The rise of the China-Hong Kong coproductions coincides with the rise of a critical “new wave” in the Hong Kong film scene. The term “new wave” was used to describe the television and documentary works produced by idealistic directors from 1976 to 1984. However, there is a new generation of post-colonial filmmakers whose political worldview differs considerably from those of the 1970s and 1980s.

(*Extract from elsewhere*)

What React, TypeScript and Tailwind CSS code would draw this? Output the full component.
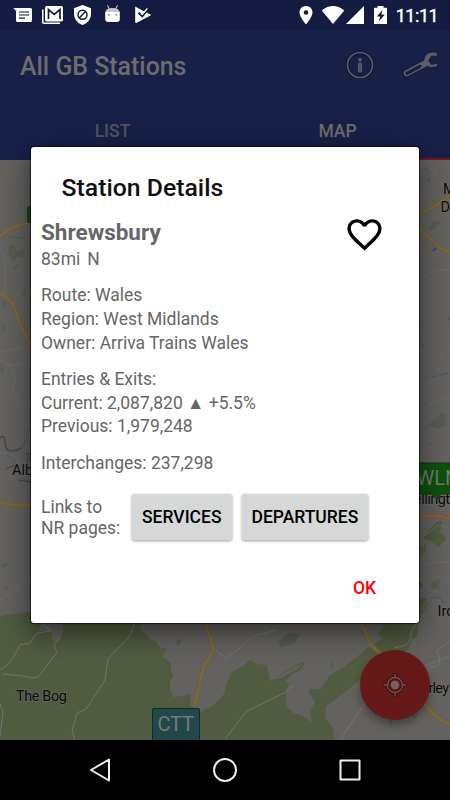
import type { ReactNode } from "react";

interface TextBlock {
    id: string;
    lines: string[];
}

const details: TextBlock[] = [
    { id: "route", lines: ["Route: Wales", "Region: West Midlands", "Owner: Arriva Trains Wales"] },
    { id: "usage", lines: ["Entries & Exits:", "Current: 2,087,820 ▲ +5.5%", "Previous: 1,979,248"] },
    { id: "interchanges", lines: ["Interchanges: 237,298"] },
];

function StatusBar() {
    return (
        <div className="h-[30px] shrink-0 bg-[#141a40] text-white">
            <svg width="450" height="30" viewBox="0 0 450 30" fill="currentColor">
                {/* messages */}
                <path d="M13.3 8H30.5Q32 8 32 9.5V20.500Q32 22 30.500 22H17.500Q16 22 16 20.500V11Z" />
                <path d="M19 12H29M19 15H29M19 18.200H25" stroke="#141a40" strokeWidth="1.200" />
                {/* mail */}
                <path d="M42.800 9.500V22.200Q42.800 23.300 44 23.300H60" fill="none" stroke="currentColor" strokeWidth="1.500" />
                <rect x="45" y="6" width="18" height="15.500" rx="1.500" />
                <path d="M48.500 19V9.500L54.200 14.300L60 9.500V19" fill="none" stroke="#141a40" strokeWidth="1.700" />
                {/* shield */}
                <path d="M82.500 5L91 8.300V14C91 19 87.500 23.300 82.500 25C77.500 23.300 74 19 74 14V8.300Z" />
                <circle cx="82.500" cy="14.700" r="4.500" fill="none" stroke="#141a40" strokeWidth="1.500" />
                <path d="M79.500 17.800L85.500 11.600" stroke="#141a40" strokeWidth="1.500" />
                {/* android head */}
                <path d="M109.300 9L107.500 5.300M115.700 9L117.500 5.300" stroke="#b9bac5" strokeWidth="1.200" />
                <path d="M105.300 12.500Q105.500 8 112.500 8Q119.500 8 119.700 12.500Z" fill="#c6c7d0" />
                <path d="M105.200 12H119.800V19Q119.800 22 116.800 22H108.200Q105.200 22 105.200 19Z" />
                <circle cx="108.800" cy="14.800" r=".9" fill="#777989" />
                <circle cx="116.200" cy="14.800" r=".9" fill="#777989" />
                {/* play protect */}
                <path d="M135.200 7.200Q135.200 6.500 136 7L142 10.300L150.500 14.500Q151.300 15 150.500 15.600L136.200 22.900Q135.200 23.300 135.200 22.300Z" />
                <path d="M138.500 12.800L142.300 16.200L148.500 8.500" fill="none" stroke="#141a40" strokeWidth="2" />
                <path d="M141 13.300L142.300 14.300L147.300 8.500" fill="none" stroke="currentColor" strokeWidth="1.300" />
                {/* location, wifi, signal, battery */}
                <path fillRule="evenodd" d="M306 6C302.300 6 299.500 8.800 299.500 12.400C299.500 17 306 24.300 306 24.300S312.500 17 312.500 12.400C312.500 8.800 309.700 6 306 6ZM306 10.200A2.300 2.300 0 1 1 306 14.800A2.300 2.300 0 1 1 306 10.200Z" />
                <path d="M321.800 10.400Q333 1.500 344.300 10.400L333 24Z" />
                <path d="M364 6V24H346Z" />
                <path d="M377.500 6H383.500V7.800H386Q387 7.800 387 8.800V24H374V8.800Q374 7.800 375 7.800H377.500Z" />
                <path d="M382.500 10L376.800 16.500H380.200L378.800 21.500L384.800 14.600H381.300Z" fill="#141a40" />
                <text x="395.700" y="22" fontSize="18" stroke="currentColor" strokeWidth=".4" textLength="43" fontFamily="Roboto, sans-serif">11:11</text>
            </svg>
        </div>
    );
}

function InfoIcon() {
    return (
        <svg className="size-8" viewBox="344 49 32 32" fill="none">
            <circle cx="360" cy="65" r="12.500" stroke="#10142e" strokeWidth="3.200" />
            <circle cx="360" cy="65" r="12.500" stroke="#5b5d68" strokeWidth="1.600" />
            <rect x="358.500" y="63" width="3" height="9" rx="1" fill="#4a4e61" stroke="#5b5d68" />
            <circle cx="360" cy="59.700" r="1.700" fill="#5b5d68" />
        </svg>
    );
}

function WrenchIcon() {
    return (
        <svg className="h-8 w-10" viewBox="400 49 40 32" fill="#5b5d68" stroke="#10142e" strokeWidth=".8">
            <path
                fillRule="evenodd"
                d="M437.500 53.200C433.500 51 427.800 52 425 56Q423.800 58 424 60L404.500 70.500Q402.300 72.300 403.600 74.800Q405 77.500 407.600 76.700L427.600 66.300Q430.500 68.800 437.500 66.500L437.700 63.300L431.500 64.300L428.800 60.800L431.300 56.300L437.500 56.200ZM406.500 72.200L419.500 65.300Q421.500 64.600 421.300 66.200Q421 67.300 419.500 68L407.800 74.200Q406 74.800 405.700 73.400Q405.700 72.600 406.500 72.200Z"
            />
        </svg>
    );
}

function AppBar() {
    return (
        <header className="flex h-[130px] shrink-0 flex-col bg-[#192048] text-[#6d6d6d]">
            <div className="flex h-[70px] shrink-0 items-center pl-5 pr-[10px]">
                <h1 className="grow pt-[3px] text-[24.9px] font-medium">All GB Stations</h1>
                <InfoIcon />
                <span className="w-6" />
                <WrenchIcon />
            </div>
            <nav className="grid h-[60px] grid-cols-2 text-center text-[17.5px] font-medium leading-[56px]">
                <span className="pt-[3px] text-[#51535d]">LIST</span>
                <span className="h-[60px] border-b-2 border-[#761717] pt-[3px]">MAP</span>
            </nav>
        </header>
    );
}

function MapView() {
    return (
        <svg className="block h-[580px] w-full shrink-0" viewBox="0 160 450 580" fill="none" fontFamily="Roboto, sans-serif">
            <rect y="160" width="450" height="580" fill="#646260" />

            {/* woodland */}
            <g fill="#505b40">
                <path d="M0 616L31 612V620H139L142 630L150 639L157 642L160 647L167 649L163 657L171 663V671L174 675L170 682V690L174 697L190 694V706L202 712L214 705L225 693V740H0Z" />
                <path d="M202 712L225 687L232 672L243 666L250 660L259 665L272 661L305 662L276 677L267 681L281 678L296 670L305 662L301 670L291 675L286 681L289 684L286 692L287 707L294 713L302 716L312 722L310 711L315 702L309 693L310 689L321 689L330 675L345 666L357 657L366 649L382 639L378 634L386 624L418 622V636L412 640L408 650L397 654L388 662L375 670L367 674L356 683L345 692L333 701L326 706L325 717L333 728L335 740H205Z" />
                <path d="M419 599L427 598V606L421 615H419ZM430 528L438 521L442 522L440 533L447 538L439 547L431 541L423 539Z" />
                <path d="M419 547L426 544V551L421 556ZM431 582L439 579L440 590L431 588Z" opacity=".7" />
            </g>
            {/* built-up clearings in the woodland */}
            <path d="M42 622H64L62 636L56 643L52 639L51 631H38ZM190 694L195 700L200 712L214 705L225 693V622H139L142 630L150 639L157 642L160 647L167 649L163 657L171 663V671L174 675L170 682V690L174 697Z" fill="#646260" />
            <path d="M267 666L250 660L272 661H305L291 668L276 677L270 681Z" fill="#646260" />
            <g fill="#575c50">
                <path d="M8 247l5-3 4 7 8-2-2 8-7 1-3 5-4-7ZM432 222l9-2-3 7-10 4ZM438 416l4-4 4 3-1 11-7 3-10-4ZM2 303l4-3-1 8ZM21 294l6-6-2 8Z" />
                <path d="M278 642l11-9 12 1-7 9-13 4ZM330 665l4-4-2 8ZM360 630l9 3-5 3ZM176 641l6-2-4 8ZM410 715l9-4-4 8ZM389 719l4 2-2 6ZM422 695l8-4-2 6Z" fill="#525b4d" />
                <path d="M11 268l9-5-3 6ZM2 325l4 3-3 5ZM1 367l3 2-3 5ZM6 455l4-4-1 8ZM1 566l7-4-3 6ZM5 585l3 3-2 3ZM53 666l7-5-3 6ZM96 651l6-3-5 7Z" />
                <path d="M427 179l3-2-1 5ZM424 167l3-1 2 6ZM447 319l3-2v4ZM421 339l3 8-2 1Z" fill="#47595a" />
            </g>

            {/* water */}
            <g stroke="#44566a" strokeWidth="1">
                <path d="M11 237l13 1M20 206l-1 4M5 450Q14 454 20 449T27 431L31 427M433 377l16-4M429 444l4 1M288 634l3 1M292 637l4-1M430 598Q440 595 444 603" />
                <path d="M419 324v3M436 248l-3 3M420 582l2 5" stroke="#294c84" strokeWidth="2" />
            </g>

            {/* minor roads */}
            <g stroke="#6d6b69" strokeWidth="1">
                <path d="M0 247C9 258 2 283 6 300M0 360Q13 371 31 358M3 361Q20 373 14 386T31 404M0 352L31 346M0 452Q24 454 31 483M31 485Q17 492 31 500M0 600L31 577" />
                <path d="M419 164L436 172L443 188M419 279L435 271L450 269M419 388L438 378V361L450 348M419 412L434 402L450 397M419 540L438 525L450 528M419 565L437 562H450M421 610Q430 592 450 579" />
                <path d="M0 670Q10 665 15 654L20 645Q25 643 29 644L37 633L51 631L42 624M60 639L54 645L57 652L49 663L38 677L32 678L23 676L3 674M134 624Q132 637 118 648L108 659L107 665L105 680L92 700L86 709L77 713L72 731L75 740M225 739L245 713L249 710L284 693L293 685M340 740L366 702M394 648L406 645L411 639V631L417 623M430 667Q445 668 437 650L450 641M419 668L450 656M225 660L254 636L277 630M0 704L3 712L0 736M210 645L225 658" stroke="#737472" />
                <path d="M0 438Q5 434 5 442T11 451L22 448M6 469L15 465M18 480L31 482M25 454h4l-2 10" stroke="#464441" strokeWidth="1.200" />
            </g>

            {/* main roads */}
            <g strokeLinecap="round">
                <path d="M0 236Q12 225 31 223M0 293Q13 300 16 313Q22 330 31 346M0 502Q10 506 31 505M419 215Q430 209 450 196M419 228Q443 253 450 252M205 620L214 650L204 665L195 703M360 620L371 645L382 655L425 705Q438 720 450 724" stroke="#6e5e39" strokeWidth="4.500" />
                <path d="M0 236Q12 225 31 223M0 293Q13 300 16 313Q22 330 31 346M0 502Q10 506 31 505M419 215Q430 209 450 196M419 228Q443 253 450 252M205 620L214 650L204 665L195 703M360 620L371 645L382 655L425 705Q438 720 450 724" stroke="#776842" strokeWidth="3" />
                <path d="M419 518Q434 513 450 519" stroke="#7c5738" strokeWidth="5" />
                <path d="M419 518Q434 513 450 519" stroke="#777166" strokeWidth="1" />
            </g>

            {/* place names */}
            <g fill="#090909" fontSize="14.500" stroke="#777570" strokeWidth="1.500" strokeOpacity=".6" paintOrder="stroke">
                <text x="12" y="475">Alb</text>
                <text x="443" y="194">M</text>
                <text x="440.500" y="212">D</text>
                <text x="414" y="504" textLength="36">ellingt</text>
                <text x="437.500" y="616">Iro</text>
                <text x="428.500" y="693" textLength="20.500">rley</text>
                <text x="16" y="701" textLength="51">The Bog</text>
            </g>

            {/* station flags */}
            <rect x="27" y="206" width="10" height="17" rx="1" fill="#214718" />
            <path d="M419 463H451V494H441L437 499L431 494H419Z" fill="#0d520c" stroke="#14350f" />
            <text x="416.500" y="485" fontSize="20" fill="#737b70">WLN</text>
            <rect x="152.500" y="708.500" width="47" height="34" rx="1" fill="#21494a" stroke="#15292b" />
            <text x="157.500" y="731" fontSize="20" textLength="36.500" fill="#737b7b">CTT</text>
        </svg>
    );
}

function LocateButton() {
    return (
        <button className="absolute left-[360px] top-[650px] flex size-[70px] items-center justify-center rounded-full bg-[#661919] shadow-[0_5px_8px_rgba(0,0,0,0.35)]">
            <svg className="size-[26px]" viewBox="0 0 26 26" fill="none">
                <g stroke="#2e1111" strokeWidth="3.200">
                    <circle cx="13" cy="13" r="7.500" />
                    <path d="M13 1.500V6M13 20V24.500M1.500 13H6M20 13H24.500" />
                </g>
                <g stroke="#765454" strokeWidth="1.300">
                    <circle cx="13" cy="13" r="7.500" />
                    <path d="M13 2V6M13 20V24M2 13H6M20 13H24" />
                </g>
                <circle cx="13" cy="13" r="4.200" fill="#7b5f5f" />
            </svg>
        </button>
    );
}

function LinkButton({ children }: { children: ReactNode }) {
    return (
        <button className="h-[46px] rounded-[2px] bg-[#d6d8d7] px-[10px] pt-[2px] text-[17.5px] font-medium text-black shadow-[0_1px_3px_rgba(0,0,0,0.4)]">
            {children}
        </button>
    );
}

function StationDialog() {
    return (
        <div className="absolute left-[31px] top-[147px] flex h-[476px] w-[388px] flex-col rounded-[3px] bg-white px-[10px] text-[17.5px] leading-[23.75px] text-[#666666] shadow-[0_0_1px_1px_rgba(0,0,0,0.6),0_8px_28px_2px_rgba(0,0,0,0.5)]">
            <h2 className="pl-[20.5px] pt-[25px] text-[24.8px] font-medium leading-[32px] text-[#101010]">Station Details</h2>
            <div className="flex justify-between pr-[24px] pt-[14px]">
                <div>
                    <h3 className="text-[22.5px] font-bold leading-[28px]">Shrewsbury</h3>
                    <p className="pt-px leading-[25px]">
                        83mi<span className="pl-[7px]">N</span>
                    </p>
                </div>
                <svg className="-mt-1 size-[41px]" viewBox="0 0 24 24" fill="#000">
                    <path d="M16.500 3c-1.740 0-3.410.81-4.500 2.090C10.910 3.810 9.240 3 7.500 3 4.420 3 2 5.420 2 8.500c0 3.780 3.400 6.860 8.550 11.540L12 21.350l1.450-1.320C18.600 15.360 22 12.280 22 8.500 22 5.420 19.580 3 16.500 3zm-4.400 15.550l-.1.100-.1-.1C7.140 14.240 4 11.390 4 8.500 4 6.500 5.500 5 7.500 5c1.540 0 3.040.99 3.570 2.360h1.870C13.460 5.990 14.960 5 16.500 5c2 0 3.500 1.500 3.500 3.500 0 2.890-3.140 5.740-7.900 10.050z" />
                </svg>
            </div>
            <div className="flex flex-col gap-[12.5px] pt-3">
                {details.map((block) => (
                    <div key={block.id}>
                        {block.lines.map((line) => (
                            <p key={line}>{line}</p>
                        ))}
                    </div>
                ))}
            </div>
            <div className="flex items-center gap-[10px] pt-[19px]">
                <p className="w-[81px] pt-px leading-[20.5px]">
                    Links to
                    <br />
                    NR pages:
                </p>
                <LinkButton>SERVICES</LinkButton>
                <LinkButton>DEPARTURES</LinkButton>
            </div>
            <div className="flex grow items-end justify-end pb-[22px] pr-[33px]">
                <button className="text-[17.5px] font-medium text-[#ff0000]">OK</button>
            </div>
        </div>
    );
}

function NavBar() {
    return (
        <div className="flex h-[60px] shrink-0 items-center justify-center gap-[101px] bg-black text-[#eeeeee]">
            <svg className="size-6" viewBox="0 0 24 24" fill="none" stroke="currentColor" strokeWidth="2" strokeLinejoin="round">
                <path d="M21 1.500V22.500L3 12Z" />
            </svg>
            <svg className="size-6" viewBox="0 0 24 24" fill="none" stroke="currentColor" strokeWidth="2">
                <circle cx="12" cy="12" r="11" />
            </svg>
            <svg className="size-6" viewBox="0 0 24 24" fill="none" stroke="currentColor" strokeWidth="2" strokeLinejoin="round">
                <rect x="2.500" y="2.500" width="19" height="19" />
            </svg>
        </div>
    );
}

export default function App() {
    return (
        <div className="relative flex h-[800px] w-[450px] flex-col overflow-hidden bg-black font-['Roboto',sans-serif]">
            <StatusBar />
            <AppBar />
            <MapView />
            <NavBar />
            <LocateButton />
            <StationDialog />
        </div>
    );
}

Witnessing the transition of Hong Kong from a colony into a special administrative region under communist rule, the young producers oppose the territory’s Sinicization. They are aware that they are working in an environment different from British Hong Kong. They address local controversies with a critical awareness of intra and intercultural flows in the region. Their cosmopolitanism rejects the patriarchal, chauvinist and xenophobic Hong Kong sentiments typical of colonial inferiority. Searching for local sensitivities, these conscientious directors articulate a cinematic vision of grassroots resistance against capitulating to Chinese hegemony.
Respect for artistic freedom is a fundamental virtue in a democratic society. As Taiwan has freed itself from the ideological remnants of the White Terror era, it sets an example for Hong Kong. Taiwanese filmmakers, both commercial and independent ones, have asserted the right to dissent, to employ Aboriginal symbols against Chinese hegemony and to express their unique worldviews.
Taiwan and Hong Kong permit the freedom of artistic expression that is not fully available in China, where official censorship and business pressures prevail.
Taiwanese and Hong Kong film festivals have a respectable tradition of supporting independent cinema. In the Chinese ideological climate, the artistic platforms play an even more important role in defending innovative films like Ten Years.
Joseph Tse-Hei Lee is a professor of history at Pace University in New York.